Alfred Andriola, Kerry Drake, 1969, Gift of Publishers-Hall Syndicate,
St. Lawrence University Permanent Collection

The images selected for this show remind us of the broad scope of the cartoonist’s imagination, which finds its subjects in the rarified air of world politics as well as in the mundane arena of daily life. Styles, too, run a gamut, from melodrama to soap opera, from whimsy to satire.

Today’s editorial cartoon, with its sardonic take on the doings of the great and not-so-great, would have seemed familiar to 18th-century readers, who were used to seeing their leaders mercilessly lampooned. Tom Tomorrow’s comic portrait of Clinton as a lava lamp and Shoemaker’s rendering of Nixon’s attempt to coax a wallflower Ho Chi Minh into a peace tango are thus part of a long tradition of visual satire.

In Garry Trudeau’s Pulitzer Prize-winning Doonesbury series, we see the lampoon tradition married to what was essentially a 20th-century development—the comic strip. The strips gained their initial momentum on the battlegrounds of the newspaper circulation wars, which were often fought on the colorful pages of the Sunday supplements. It was here that the basic characteristics of the strip were established.

In the pages that entertained readers with the adventures of Buster Brown, Little Nemo and Krazy Kat, most of the familiar techniques came to maturity. Sequentially arranged panels depicted the humorous doings of a recognizable cast of characters, using a highly integrated combination of images, words and graphic conventions. When artists and writers began to team up in the 1920s to create the lengthy narratives of the so-called continuity strip, the genre was more or less complete.

Social historians will find much of note here—for example, the way gender roles are uncritically reinforced in these predominantly 1960s images.

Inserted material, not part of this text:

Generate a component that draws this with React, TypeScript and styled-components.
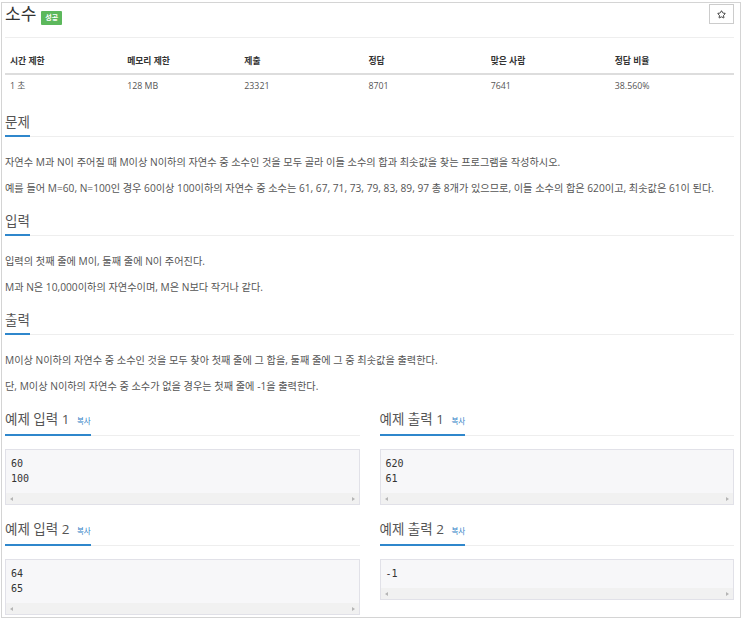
import React from "react";
import styled, { createGlobalStyle } from "styled-components";
import { Star } from "lucide-react";

const GlobalStyle = createGlobalStyle`
  body {
    margin: 0;
    background: #fff;
    font-family: "Open Sans", "Noto Sans CJK KR", sans-serif;
  }
`;

const Frame = styled.div`
  box-sizing: border-box;
  width: 740px;
  margin: 2px 0 0 1px;
  padding: 0 6px 2px 3px;
  border: 1px solid #d4d4d4;
`;

const TitleRow = styled.div`
  box-sizing: border-box;
  display: flex;
  align-items: flex-start;
  height: 35px;
  border-bottom: 1px solid #eee;
`;

const Title = styled.h1`
  margin: 0;
  font-size: 17px;
  line-height: 22px;
  font-weight: 400;
  color: #333;
`;

const Badge = styled.span`
  margin: 8px 0 0 5px;
  height: 14px;
  padding: 0 4px;
  font-size: 7px;
  line-height: 14px;
  font-weight: 700;
  color: #fff;
  background: #5cb85c;
  border-radius: 1px;
`;

const StarButton = styled.button`
  box-sizing: border-box;
  margin: 1px 0 0 auto;
  width: 25px;
  height: 20px;
  padding: 0;
  display: flex;
  align-items: center;
  justify-content: center;
  background: #fff;
  border: 1px solid #ccc;
  color: #333;
`;

const InfoTable = styled.table`
  width: 100%;
  table-layout: fixed;
  border-collapse: collapse;
  margin: 11px 0 5px;
  font-size: 8.8px;

  th {
    text-align: left;
    padding: 6px 5px;
    line-height: 12px;
    font-weight: 700;
    color: #333;
    border-bottom: 2px solid #ddd;
  }

  td {
    padding: 5px;
    line-height: 12px;
    color: #555;
  }
`;

const Section = styled.section`
  margin-top: 13px;
`;

const HeadlineWrap = styled.div<{ $gap?: number }>`
  border-bottom: 1px solid #eee;
  margin-bottom: ${(p) => p.$gap ?? 17}px;
`;

const Headline = styled.h2`
  display: inline-block;
  margin: 0 0 -1px;
  padding-bottom: 3px;
  font-size: 13.5px;
  line-height: 20px;
  font-weight: 400;
  color: #555;
  border-bottom: 2px solid #2f87cc;
`;

const CopyLink = styled.a`
  margin-left: 4px;
  font-size: 7.5px;
  color: #2f7fc6;
  text-decoration: none;
`;

const Para = styled.p`
  margin: 0 0 10px;
  font-size: 10.2px;
  line-height: 16px;
  color: #555;

  &:last-child {
    margin-bottom: 0;
  }
`;

const SampleGrid = styled.div<{ $top: number }>`
  display: grid;
  grid-template-columns: 1fr 1fr;
  column-gap: 20px;
  margin-top: ${(p) => p.$top}px;
`;

const SampleBox = styled.div`
  background: #f7f7f9;
  border: 1px solid #e1e1e8;
`;

const Code = styled.pre`
  margin: 0;
  padding: 6px 5px 7px;
  font-family: "DejaVu Sans Mono", monospace;
  font-size: 10px;
  line-height: 15px;
  color: #333;
`;

const ScrollBar = styled.div`
  height: 11px;
  background: #f1f1f1;
  display: flex;
  align-items: center;
  justify-content: space-between;
  padding: 0 4px;
`;

const Arrow = styled.span<{ $dir: "left" | "right" }>`
  width: 0;
  height: 0;
  border-top: 2px solid transparent;
  border-bottom: 2px solid transparent;
  ${(p) =>
    p.$dir === "left"
      ? "border-right: 3px solid #b5b5b5;"
      : "border-left: 3px solid #b5b5b5;"}
`;

const stats = [
  ["시간 제한", "1 초"],
  ["메모리 제한", "128 MB"],
  ["제출", "23321"],
  ["정답", "8701"],
  ["맞은 사람", "7641"],
  ["정답 비율", "38.560%"],
];
const colWidths = [117, 117, 124, 122, 124, 124];

const Sample = ({ title, data }: { title: string; data: string }) => (
  <div>
    <HeadlineWrap $gap={13}>
      <Headline>
        {title}
        <CopyLink href="#">복사</CopyLink>
      </Headline>
    </HeadlineWrap>
    <SampleBox>
      <Code>{data}</Code>
      <ScrollBar>
        <Arrow $dir="left" />
        <Arrow $dir="right" />
      </ScrollBar>
    </SampleBox>
  </div>
);

export default function App() {
  return (
    <>
      <GlobalStyle />
      <Frame>
        <TitleRow>
          <Title>소수</Title>
          <Badge>성공</Badge>
          <StarButton>
            <Star size={9} strokeWidth={2.5} />
          </StarButton>
        </TitleRow>

        <InfoTable>
          <colgroup>
            {colWidths.map((w, i) => (
              <col key={i} style={{ width: w }} />
            ))}
          </colgroup>
          <thead>
            <tr>
              {stats.map(([h]) => (
                <th key={h}>{h}</th>
              ))}
            </tr>
          </thead>
          <tbody>
            <tr>
              {stats.map(([h, v]) => (
                <td key={h}>{v}</td>
              ))}
            </tr>
          </tbody>
        </InfoTable>

        <Section>
          <HeadlineWrap>
            <Headline>문제</Headline>
          </HeadlineWrap>
          <Para>
            자연수 M과 N이 주어질 때 M이상 N이하의 자연수 중 소수인 것을 모두 골라 이들 소수의 합과 최솟값을 찾는
            프로그램을 작성하시오.
          </Para>
          <Para>
            예를 들어 M=60, N=100인 경우 60이상 100이하의 자연수 중 소수는 61, 67, 71, 73, 79, 83, 89, 97 총 8개가
            있으므로, 이들 소수의 합은 620이고, 최솟값은 61이 된다.
          </Para>
        </Section>

        <Section>
          <HeadlineWrap>
            <Headline>입력</Headline>
          </HeadlineWrap>
          <Para>입력의 첫째 줄에 M이, 둘째 줄에 N이 주어진다.</Para>
          <Para>M과 N은 10,000이하의 자연수이며, M은 N보다 작거나 같다.</Para>
        </Section>

        <Section>
          <HeadlineWrap>
            <Headline>출력</Headline>
          </HeadlineWrap>
          <Para>M이상 N이하의 자연수 중 소수인 것을 모두 찾아 첫째 줄에 그 합을, 둘째 줄에 그 중 최솟값을 출력한다.</Para>
          <Para>단, M이상 N이하의 자연수 중 소수가 없을 경우는 첫째 줄에 -1을 출력한다.</Para>
        </Section>

        <SampleGrid $top={13}>
          <Sample title="예제 입력 1 " data={"60\n100"} />
          <Sample title="예제 출력 1 " data={"620\n61"} />
        </SampleGrid>

        <SampleGrid $top={12}>
          <Sample title="예제 입력 2 " data={"64\n65"} />
          <Sample title="예제 출력 2 " data={"-1"} />
        </SampleGrid>
      </Frame>
    </>
  );
}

It is only in the more recent work of Inuit artist Alootook Ipellie that we see issues of ethnic identity addressed head-on.

So here in the deft curve of a line and the sinister play of a shadow, in one fell stroke, or in the slow unfolding of a multi-character narrative, our foibles, our fears, our fantasies, and our passing fancies are laid out for inspection. In these images, too, the past and the future of the mass-circulation comic arts are on display in all their rich variety.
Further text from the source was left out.